Stated goal:
Strip the pictures and reproduce the rest of the listing exactly.

Data section:
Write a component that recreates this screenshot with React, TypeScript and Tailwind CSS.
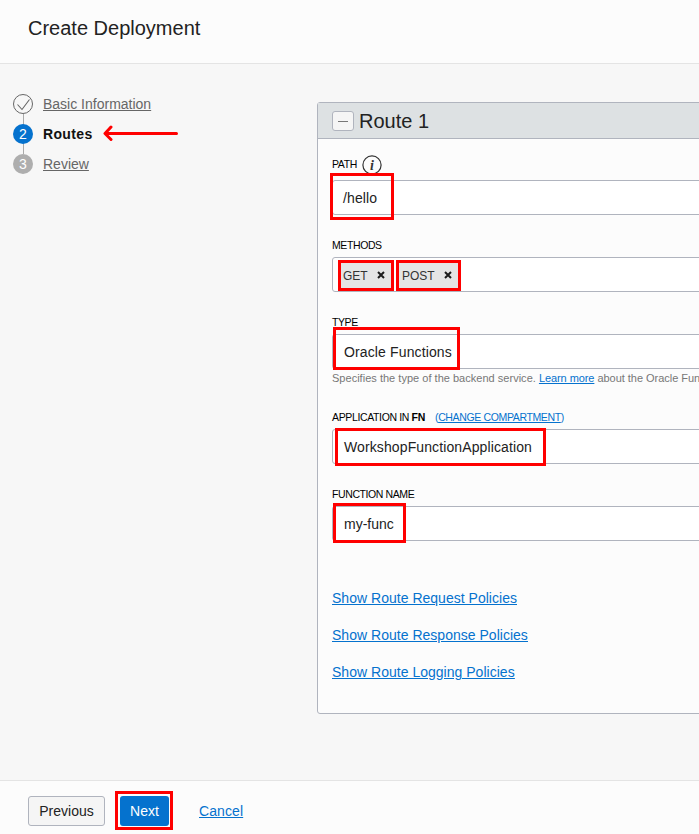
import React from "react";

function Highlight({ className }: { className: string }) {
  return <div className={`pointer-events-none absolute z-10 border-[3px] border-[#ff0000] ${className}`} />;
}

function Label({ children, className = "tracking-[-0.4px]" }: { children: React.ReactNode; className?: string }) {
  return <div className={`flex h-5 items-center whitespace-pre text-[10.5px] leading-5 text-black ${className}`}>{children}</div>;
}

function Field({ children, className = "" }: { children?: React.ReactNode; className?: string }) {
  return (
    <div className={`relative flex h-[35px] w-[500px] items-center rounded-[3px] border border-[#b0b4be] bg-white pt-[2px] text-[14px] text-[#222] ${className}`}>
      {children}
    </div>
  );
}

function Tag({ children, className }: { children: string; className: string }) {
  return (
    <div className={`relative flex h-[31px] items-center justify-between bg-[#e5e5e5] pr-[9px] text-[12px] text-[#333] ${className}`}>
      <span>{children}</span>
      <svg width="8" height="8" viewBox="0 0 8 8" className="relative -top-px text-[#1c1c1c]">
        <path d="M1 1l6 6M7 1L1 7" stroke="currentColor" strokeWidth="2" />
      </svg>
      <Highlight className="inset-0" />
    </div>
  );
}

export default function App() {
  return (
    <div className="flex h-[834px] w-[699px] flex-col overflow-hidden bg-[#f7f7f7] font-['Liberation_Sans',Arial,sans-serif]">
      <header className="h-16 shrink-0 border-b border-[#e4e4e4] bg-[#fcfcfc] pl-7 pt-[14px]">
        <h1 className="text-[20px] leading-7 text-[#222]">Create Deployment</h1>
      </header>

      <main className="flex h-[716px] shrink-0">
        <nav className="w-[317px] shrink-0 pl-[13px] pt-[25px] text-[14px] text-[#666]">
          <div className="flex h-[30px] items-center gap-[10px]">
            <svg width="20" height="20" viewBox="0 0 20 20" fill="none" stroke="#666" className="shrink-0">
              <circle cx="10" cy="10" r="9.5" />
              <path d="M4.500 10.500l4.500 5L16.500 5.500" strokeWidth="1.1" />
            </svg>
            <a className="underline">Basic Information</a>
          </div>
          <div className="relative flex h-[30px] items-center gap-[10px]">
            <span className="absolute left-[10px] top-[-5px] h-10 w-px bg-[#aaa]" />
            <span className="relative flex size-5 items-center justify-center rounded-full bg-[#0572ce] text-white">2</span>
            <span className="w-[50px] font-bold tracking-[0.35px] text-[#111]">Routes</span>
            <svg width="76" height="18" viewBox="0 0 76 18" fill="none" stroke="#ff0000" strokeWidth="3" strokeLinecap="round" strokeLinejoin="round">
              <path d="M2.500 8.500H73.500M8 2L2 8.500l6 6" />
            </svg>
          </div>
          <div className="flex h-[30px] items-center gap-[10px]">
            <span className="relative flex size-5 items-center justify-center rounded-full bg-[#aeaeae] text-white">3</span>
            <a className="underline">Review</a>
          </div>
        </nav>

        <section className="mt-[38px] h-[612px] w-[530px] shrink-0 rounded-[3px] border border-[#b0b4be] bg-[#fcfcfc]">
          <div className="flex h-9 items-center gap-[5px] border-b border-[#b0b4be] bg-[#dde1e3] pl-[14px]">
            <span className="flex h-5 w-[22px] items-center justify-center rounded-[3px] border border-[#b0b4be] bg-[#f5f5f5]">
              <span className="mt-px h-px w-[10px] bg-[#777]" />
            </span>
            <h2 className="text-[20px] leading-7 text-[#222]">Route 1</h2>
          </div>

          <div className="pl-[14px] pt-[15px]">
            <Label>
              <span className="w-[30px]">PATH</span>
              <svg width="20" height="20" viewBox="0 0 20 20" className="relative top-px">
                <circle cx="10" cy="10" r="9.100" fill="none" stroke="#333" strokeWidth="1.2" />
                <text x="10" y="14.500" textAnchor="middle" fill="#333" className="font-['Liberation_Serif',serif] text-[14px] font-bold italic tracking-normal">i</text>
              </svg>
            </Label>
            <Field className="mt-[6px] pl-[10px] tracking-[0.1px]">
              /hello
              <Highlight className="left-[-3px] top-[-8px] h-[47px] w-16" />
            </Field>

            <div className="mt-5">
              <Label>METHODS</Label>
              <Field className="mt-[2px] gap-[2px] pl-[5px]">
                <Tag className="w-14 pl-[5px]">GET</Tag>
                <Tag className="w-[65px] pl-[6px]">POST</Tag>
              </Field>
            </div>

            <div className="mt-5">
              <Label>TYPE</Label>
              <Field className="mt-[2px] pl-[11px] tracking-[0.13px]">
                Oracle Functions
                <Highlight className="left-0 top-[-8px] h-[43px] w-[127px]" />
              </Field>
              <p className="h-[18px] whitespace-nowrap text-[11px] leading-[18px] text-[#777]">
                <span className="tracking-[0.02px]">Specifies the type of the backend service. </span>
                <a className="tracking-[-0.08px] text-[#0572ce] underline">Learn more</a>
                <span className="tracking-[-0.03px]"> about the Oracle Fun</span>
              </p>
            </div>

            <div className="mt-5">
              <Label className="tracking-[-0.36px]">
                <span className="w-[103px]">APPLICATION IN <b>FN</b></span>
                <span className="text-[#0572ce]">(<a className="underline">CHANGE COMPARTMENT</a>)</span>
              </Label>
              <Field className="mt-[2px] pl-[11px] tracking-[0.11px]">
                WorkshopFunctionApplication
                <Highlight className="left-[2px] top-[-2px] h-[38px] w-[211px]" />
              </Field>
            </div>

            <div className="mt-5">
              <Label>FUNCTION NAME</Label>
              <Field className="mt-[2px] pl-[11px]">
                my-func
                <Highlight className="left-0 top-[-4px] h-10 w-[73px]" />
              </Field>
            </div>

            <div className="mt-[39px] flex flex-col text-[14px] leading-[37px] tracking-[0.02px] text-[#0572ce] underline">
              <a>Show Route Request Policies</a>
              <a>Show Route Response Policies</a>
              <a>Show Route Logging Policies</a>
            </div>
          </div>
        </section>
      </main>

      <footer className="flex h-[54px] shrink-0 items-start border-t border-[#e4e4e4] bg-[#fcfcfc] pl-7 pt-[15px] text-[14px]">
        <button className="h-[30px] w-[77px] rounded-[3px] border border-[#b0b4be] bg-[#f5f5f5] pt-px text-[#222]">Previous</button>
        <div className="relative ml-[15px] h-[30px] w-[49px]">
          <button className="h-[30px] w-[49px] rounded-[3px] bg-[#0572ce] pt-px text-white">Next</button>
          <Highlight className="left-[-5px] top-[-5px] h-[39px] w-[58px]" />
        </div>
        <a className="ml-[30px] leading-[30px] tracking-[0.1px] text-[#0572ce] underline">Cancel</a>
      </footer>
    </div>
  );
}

Response for this exercise:
Write a component that recreates this screenshot with React, TypeScript and Tailwind CSS.
import React from "react";

function Highlight({ className }: { className: string }) {
  return <div className={`pointer-events-none absolute z-10 border-[3px] border-[#ff0000] ${className}`} />;
}

function Label({ children, className = "tracking-[-0.4px]" }: { children: React.ReactNode; className?: string }) {
  return <div className={`flex h-5 items-center whitespace-pre text-[10.5px] leading-5 text-black ${className}`}>{children}</div>;
}

function Field({ children, className = "" }: { children?: React.ReactNode; className?: string }) {
  return (
    <div className={`relative flex h-[35px] w-[500px] items-center rounded-[3px] border border-[#b0b4be] bg-white pt-[2px] text-[14px] text-[#222] ${className}`}>
      {children}
    </div>
  );
}

function Tag({ children, className }: { children: string; className: string }) {
  return (
    <div className={`relative flex h-[31px] items-center justify-between bg-[#e5e5e5] pr-[9px] text-[12px] text-[#333] ${className}`}>
      <span>{children}</span>
      <svg width="8" height="8" viewBox="0 0 8 8" className="relative -top-px text-[#1c1c1c]">
        <path d="M1 1l6 6M7 1L1 7" stroke="currentColor" strokeWidth="2" />
      </svg>
      <Highlight className="inset-0" />
    </div>
  );
}

export default function App() {
  return (
    <div className="flex h-[834px] w-[699px] flex-col overflow-hidden bg-[#f7f7f7] font-['Liberation_Sans',Arial,sans-serif]">
      <header className="h-16 shrink-0 border-b border-[#e4e4e4] bg-[#fcfcfc] pl-7 pt-[14px]">
        <h1 className="text-[20px] leading-7 text-[#222]">Create Deployment</h1>
      </header>

      <main className="flex h-[716px] shrink-0">
        <nav className="w-[317px] shrink-0 pl-[13px] pt-[25px] text-[14px] text-[#666]">
          <div className="flex h-[30px] items-center gap-[10px]">
            <svg width="20" height="20" viewBox="0 0 20 20" fill="none" stroke="#666" className="shrink-0">
              <circle cx="10" cy="10" r="9.5" />
              <path d="M4.500 10.500l4.500 5L16.500 5.500" strokeWidth="1.1" />
            </svg>
            <a className="underline">Basic Information</a>
          </div>
          <div className="relative flex h-[30px] items-center gap-[10px]">
            <span className="absolute left-[10px] top-[-5px] h-10 w-px bg-[#aaa]" />
            <span className="relative flex size-5 items-center justify-center rounded-full bg-[#0572ce] text-white">2</span>
            <span className="w-[50px] font-bold tracking-[0.35px] text-[#111]">Routes</span>
            <svg width="76" height="18" viewBox="0 0 76 18" fill="none" stroke="#ff0000" strokeWidth="3" strokeLinecap="round" strokeLinejoin="round">
              <path d="M2.500 8.500H73.500M8 2L2 8.500l6 6" />
            </svg>
          </div>
          <div className="flex h-[30px] items-center gap-[10px]">
            <span className="relative flex size-5 items-center justify-center rounded-full bg-[#aeaeae] text-white">3</span>
            <a className="underline">Review</a>
          </div>
        </nav>

        <section className="mt-[38px] h-[612px] w-[530px] shrink-0 rounded-[3px] border border-[#b0b4be] bg-[#fcfcfc]">
          <div className="flex h-9 items-center gap-[5px] border-b border-[#b0b4be] bg-[#dde1e3] pl-[14px]">
            <span className="flex h-5 w-[22px] items-center justify-center rounded-[3px] border border-[#b0b4be] bg-[#f5f5f5]">
              <span className="mt-px h-px w-[10px] bg-[#777]" />
            </span>
            <h2 className="text-[20px] leading-7 text-[#222]">Route 1</h2>
          </div>

          <div className="pl-[14px] pt-[15px]">
            <Label>
              <span className="w-[30px]">PATH</span>
              <svg width="20" height="20" viewBox="0 0 20 20" className="relative top-px">
                <circle cx="10" cy="10" r="9.100" fill="none" stroke="#333" strokeWidth="1.2" />
                <text x="10" y="14.500" textAnchor="middle" fill="#333" className="font-['Liberation_Serif',serif] text-[14px] font-bold italic tracking-normal">i</text>
              </svg>
            </Label>
            <Field className="mt-[6px] pl-[10px] tracking-[0.1px]">
              /hello
              <Highlight className="left-[-3px] top-[-8px] h-[47px] w-16" />
            </Field>

            <div className="mt-5">
              <Label>METHODS</Label>
              <Field className="mt-[2px] gap-[2px] pl-[5px]">
                <Tag className="w-14 pl-[5px]">GET</Tag>
                <Tag className="w-[65px] pl-[6px]">POST</Tag>
              </Field>
            </div>

            <div className="mt-5">
              <Label>TYPE</Label>
              <Field className="mt-[2px] pl-[11px] tracking-[0.13px]">
                Oracle Functions
                <Highlight className="left-0 top-[-8px] h-[43px] w-[127px]" />
              </Field>
              <p className="h-[18px] whitespace-nowrap text-[11px] leading-[18px] text-[#777]">
                <span className="tracking-[0.02px]">Specifies the type of the backend service. </span>
                <a className="tracking-[-0.08px] text-[#0572ce] underline">Learn more</a>
                <span className="tracking-[-0.03px]"> about the Oracle Fun</span>
              </p>
            </div>

            <div className="mt-5">
              <Label className="tracking-[-0.36px]">
                <span className="w-[103px]">APPLICATION IN <b>FN</b></span>
                <span className="text-[#0572ce]">(<a className="underline">CHANGE COMPARTMENT</a>)</span>
              </Label>
              <Field className="mt-[2px] pl-[11px] tracking-[0.11px]">
                WorkshopFunctionApplication
                <Highlight className="left-[2px] top-[-2px] h-[38px] w-[211px]" />
              </Field>
            </div>

            <div className="mt-5">
              <Label>FUNCTION NAME</Label>
              <Field className="mt-[2px] pl-[11px]">
                my-func
                <Highlight className="left-0 top-[-4px] h-10 w-[73px]" />
              </Field>
            </div>

            <div className="mt-[39px] flex flex-col text-[14px] leading-[37px] tracking-[0.02px] text-[#0572ce] underline">
              <a>Show Route Request Policies</a>
              <a>Show Route Response Policies</a>
              <a>Show Route Logging Policies</a>
            </div>
          </div>
        </section>
      </main>

      <footer className="flex h-[54px] shrink-0 items-start border-t border-[#e4e4e4] bg-[#fcfcfc] pl-7 pt-[15px] text-[14px]">
        <button className="h-[30px] w-[77px] rounded-[3px] border border-[#b0b4be] bg-[#f5f5f5] pt-px text-[#222]">Previous</button>
        <div className="relative ml-[15px] h-[30px] w-[49px]">
          <button className="h-[30px] w-[49px] rounded-[3px] bg-[#0572ce] pt-px text-white">Next</button>
          <Highlight className="left-[-5px] top-[-5px] h-[39px] w-[58px]" />
        </div>
        <a className="ml-[30px] leading-[30px] tracking-[0.1px] text-[#0572ce] underline">Cancel</a>
      </footer>
    </div>
  );
}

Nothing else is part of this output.